Primary LanguagePythonMIT LicenseMIT

Interactive Knowledge Graph Embedding

This extends the git repo KnowledgeGraphEmbedding to make it interactive by creating a live embedding visualization that allows for adding new entities during training. For more information on how the actual embedding works click the link.

1. Changes to KnowledgeGraphEmbedding Repo

Some changes were made to the existing code of KnowledgeGraphEmbedding. These are i.a. fixing seeds and modifying some code parts such that it is possible to store embeddings during the training.

Most notably the module run.py was modified for the main purpose of this extended repo to visualize embeddings, change them via drag-and-drop and add new entities - all live during training.

Additionally, the run.py and model.py modules were changed to allow for a new optional feature: Pretraining. Pretraining allows for the training of the semantics of new relations with the help of a mock dataset that should be saved as pretrain.txt under the corresponding data directory. An example for such a file can be looked up in the data/Yamanishi_with_Similarity_Information directory. While the regular training phase uses the data in train.txt, pretraining precedes regular training and only uses the data in pretrain.txt. Pretraining lasts only a small number of epochs before regular training starts. After Pretraining is completed the embeddings of the new relations will be frozen, so that the learned semantics don't get corrupted.

2. How To Use

For detailed information on how to use the run.py for KGE training without visualization refer to KnowledgeGraphEmbedding. You don't have to use the KnowledgeGraphEmbedding repo, since this repo (InteractiveKGE) provides the same features and even more.
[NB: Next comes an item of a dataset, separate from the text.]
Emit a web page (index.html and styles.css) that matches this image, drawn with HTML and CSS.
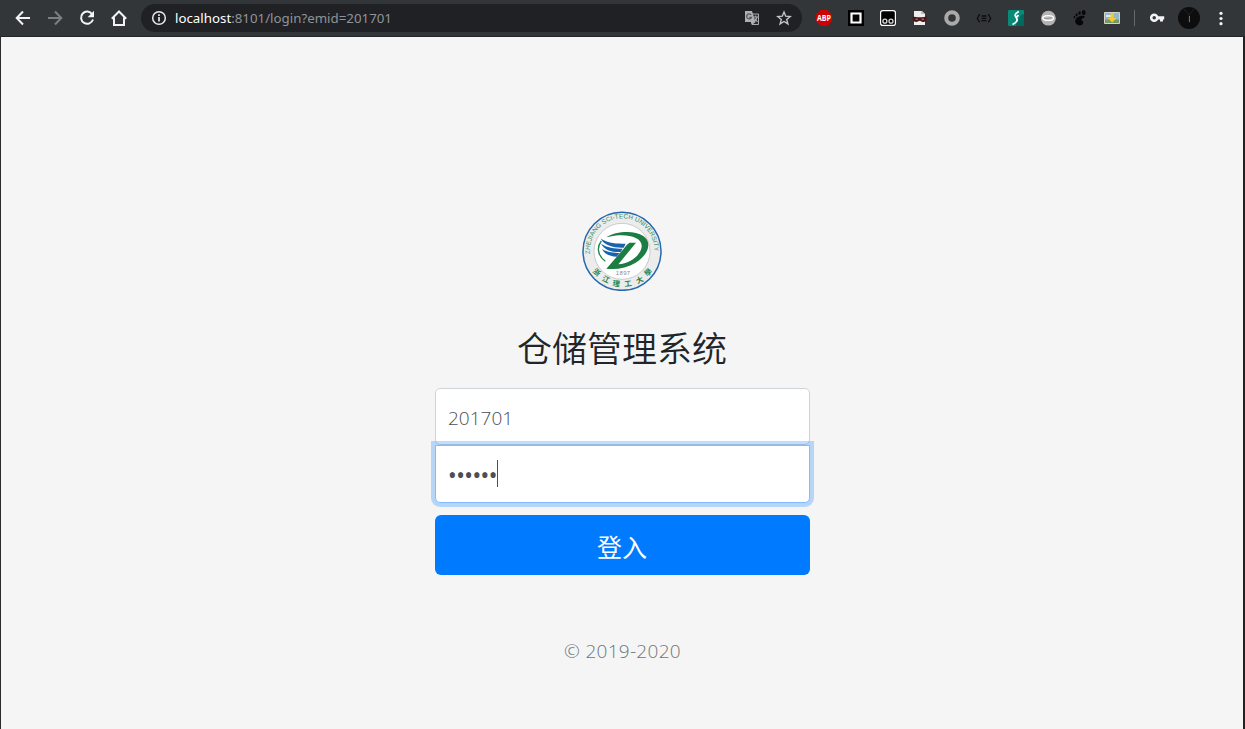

Like training without visualization, training with visualization can be executed on any of the datasets in the data/ directory. To use the Interactive Visualization set the --visualize argument. Example:

python -u codes/run.py 
    --visualize 
    --do_train --do_valid --do_test 
    --data_path data/countries_neighb_UsaSpaDen 
    --model TransE 
    --valid_steps 10 
    --save_checkpoint_steps 1 
    -n 2 -b 8 -d 2 
    -g 1.0 -a 1.0 -adv 
    -lr 0.1 --max_steps 100 
    -save models/countries_neighb_UsaSpaDen_TransE --test_batch_size 8

This countries_neighb_UsaSpaDen dataset is a simplified version of the countries_S1 dataset, that is filtered for the countries USA, Spain and Denmark and all of their neighbors. You can add your own datasets and run the Interactive KGE on them. Therefore, add your datasets to the data/ directory, but keep the structure and format same as the other datasets. Visualization caps the dimensionality -d at 2.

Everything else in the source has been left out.